FIRC in export refers to a document issued by a bank or an authorized agency as proof of inward remittance (money received) from abroad. This certificate serves as evidence that the exporter has received payment for the goods or services provided to an overseas buyer. The FIRC is essential for various reasons:

  1. Taxation: It helps the exporter in claiming benefits under various export promotion schemes offered by the government, such as the Duty Drawback Scheme and the RoDTEP i.e Remission of Duties or Taxes on Export Products Scheme. The FIRC serves as an essential document for the tax authorities to verify the authenticity of the export transaction and calculate the applicable tax benefits.

  2. Compliance: FIRC is a critical document for complying with the regulations laid down by the Foreign Exchange Management Act (FEMA) and the Reserve Bank of India (RBI). It ensures that the exporter has received the due payment for the goods or services provided and helps avoid any legal issues or penalties.

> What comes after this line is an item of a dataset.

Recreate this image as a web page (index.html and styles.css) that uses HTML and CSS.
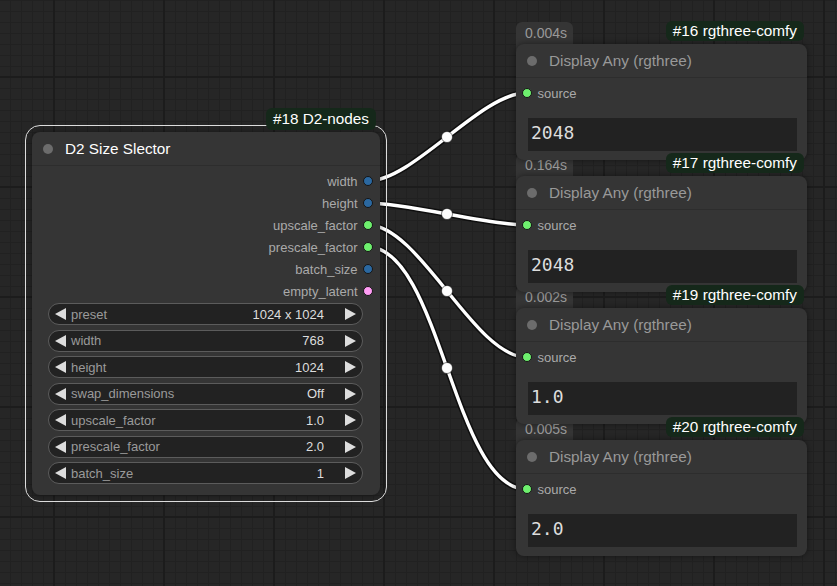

  3. Accounting and Audit: The FIRC is crucial for maintaining accurate financial records and audit trails. It serves as a reliable source of information for the exporter's financial statements and can be used by auditors to verify the genuineness of the export transactions.

Obtaining a Foreign Inward Remittance Certificate

To procure a FIRC in export, an exporter must follow a specific procedure. The process involves the following steps:

  1. Inward Remittance: The first step is to receive the payment for the exported goods or services. The overseas buyer transfers the amount to the exporter's bank account through an authorized banking channel.

  2. Application: The exporter needs to approach their bank and request a FIRC. They should furnish the required details, including the transaction reference number, amount received, date of remittance, purpose of remittance, and the beneficiary's name and address.

  3. Submission of Documents: Along with the application, the exporter must submit the necessary supporting documents. These may include:

    • Export invoice
    • Shipping Bill
    • Bill of Exchange
    • Bank Realization Certificate (BRC)
    • Declaration under the Foreign Exchange Management Act (FEMA)
  4. Issuance of FIRC: Upon verification of the documents and remittance details, the bank or authorized agency issues the FIRC. The certificate contains crucial information such as the remittance amount, date, and purpose. It also includes the exporter's and buyer's names, addresses, and bank details.

Ensuring FIRC Compliance

To ensure compliance with the regulations governing FIRC in export, businesses must adopt certain best practices:

  1. Timely Reporting: Exporters should report their export transactions to the bank promptly. Delayed reporting may lead to non-compliance issues and penalties.

  2. Accurate Record-Keeping: Maintain accurate records of all export transactions, including invoices, shipping bills, and remittance details. These records are essential for obtaining FIRCs and tax benefits.

  3. Periodic Reconciliation: Conduct regular reconciliation of export transactions with the bank statements and FIRCs. This practice helps in identifying any discrepancies or missing remittances and allows for timely corrective action.

    1. Compliance with Export Promotion Schemes: Exporters must ensure that they adhere to the guidelines and requirements of various export promotion schemes. Compliance with these schemes is essential for claiming benefits and avoiding penalties.

    2. Collaboration with Banks and Authorized Agencies: Establish a robust working relationship with your bank or authorized agencies that issue FIRCs. This collaboration ensures that the process of obtaining FIRCs is streamlined and efficient.

    3. Staying Updated: Export regulations and guidelines may change from time to time. Therefore, it is essential for exporters to stay informed about any updates or amendments to the laws governing FIRC in export. This knowledge helps businesses in staying compliant and avoiding unnecessary legal complications.

    Challenges in Obtaining FIRC

    While FIRC in export is an essential document, exporters may face certain challenges during the process of obtaining it:

    1. Bureaucratic Hurdles: Procuring a FIRC can be time-consuming and may involve navigating bureaucratic red tape. Exporters must be prepared to deal with such challenges and ensure they have all the required documents and information to facilitate the process.

    2. Inconsistent Regulations: The regulations governing FIRC issuance may vary from one bank or authorized agency to another. Exporters need to be aware of these variations and ensure compliance with the specific requirements of their bank or agency.

    3. Incomplete or Incorrect Documentation: Inaccurate or incomplete documentation may lead to delays in the issuance of FIRCs or even rejection of the application. It is crucial for exporters to provide accurate and complete information to avoid any issues.

    Conclusion

    FIRC in export plays a vital role in the international trade ecosystem, serving as a critical document for tax benefits, compliance, and accounting purposes. Exporters must understand the importance of FIRC and follow best practices to ensure a smooth and efficient process for obtaining it. By doing so, businesses can strengthen their export operations, avoid legal complications, and optimize their financial performance in the global marketplace.